Friday, April 21, 2006

04/21/06

Photographers actually go where the pictures are. People generally do not buy photographs photographers take because they say, “I could take a picture like that.” And, the truth is they could. And the truth also is, they won’t. They won’t go to the trouble, take the time, pay the price to put themselves in position to take the picture.

They may take a vacation trip to the Grand Tetons, for instance, but they will sleep until 9 o’clock. Eat breakfast. Stop for gas and a soft drink, and get to Schwabacher landing at 11, missing the picture and the point. The point is to be at Schwabacher Landing when the photograph is there, not 5 hours later.

There are two rules to photography. Put yourself in position to take the picture. That’s the first rule. The second is: See the picture, get the picture. That’s it. Everything else about photography is in observance of, and in compliance with, those two rules. Seeing is the hard part.

It takes a lot of looking to be able to see. Hang around me enough, and you’ll hear me say that a lot. Photographers look at other photographer’s work. Photographers look at the world. Photographers walk around (positioning themselves to take the picture) and look at the world from different vantage points. Photographers imagine what something would look like at different points in the day, at different seasons of the year, in different lighting and weather conditions, and come back (positioning themselves to take the picture) at different times.

It also means taking the picture NOW that needs to be taken NOW. See the picture, get the picture, means don’t put it off. Don’t come back tomorrow, or next week, when you’ll have more time and it will be more convenient. This moment won’t be here then. Don’t walk by a picture, or away from one, telling yourself you’ll get it later. There is no “later” when it is there “now.” “Later” only exists when it is not there “now.” If it isn’t there “now,” come back “later.” If it is there “now,” take it NOW!

The work of photography is being there and seeing what’s there “now,” and not waiting to take what’s there “now.” If you pass up what is there “now,” it will be gone forever. Knowing the importance of what is there now, is the most important thing photographers know. Actually taking the picture is somewhat of an afterthought. Oh, yeah. Click. The technical side of photoing is essential, of course, but it isn’t the heart of photography. You have to know your stuff, but it's knowing about the now that what you really have to know.

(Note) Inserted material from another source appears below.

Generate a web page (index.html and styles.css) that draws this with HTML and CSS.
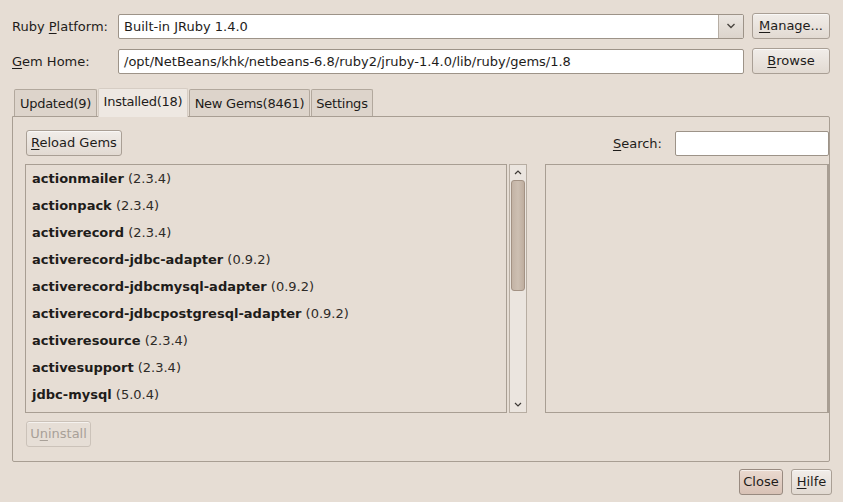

Sure, you have to understand the camera, and the lens, and the filters, and the tripod, but technical expertise and being able to talk aperture, and shutter speed, and ISO settings, and graduated neutral density filters, and polarizing filters isn’t going to take a picture. You have to know the technical side of photography, but you can’t think much about it. You know it so you don’t have to think about it. So you don’t have to think at all. So you can just see what is before you, and move around and see what else is before you, and open yourself to the scene, and expose yourself to the moment, so that you can show the moment to the film or the digital sensor and to the people who see your photograph.

You can’t see the moment if you are thinking, “What would Ansel Adams see?” That is not putting yourself in position to take the picture. To put yourself in position to take the picture, you have to shut up and see. You have to walk around and look. You have to disappear into the moment, become “one with everything,” and be open and receptive to the “Yes!”, to the “Now!”, to the “That’s it!”, to the “Here it is!”, and get it on film or sensor before its gone.

To do that, of course, you have to practice always. Photography is spiritual practice in that it requires openness to the now, to the moment, in every moment. You practice seeing in the grocery store, with your camera on the shelf in your closet at home. You see the child looking at her mother, and catch the expression that sets the moment apart from all other moments. You see the carton of eggs out of position in relation to the rest of the cartons of eggs, and something shifts so that you no longer see cartons of eggs, but lines and angles and shadows, and a beautiful arrangement of forms.

To see the picture and take the picture, you have to see pictures you don’t take. You have to see the pictures that are everywhere. Driving home from work on the freeway you see the hay being bailed, or the low sun light catching the high school football stands and one goal post in a way that crystallizes every high school football memory of everyone who has ever been involved in any way with high school football. And, then it’s gone, because you are whizzing by at seventy miles an hour and if you stopped you would be stupid, but the vision remains with you forever. You saw, you’ve seen, you are seeing. Keep it up, and one of these days, you’ll have a camera in your hands.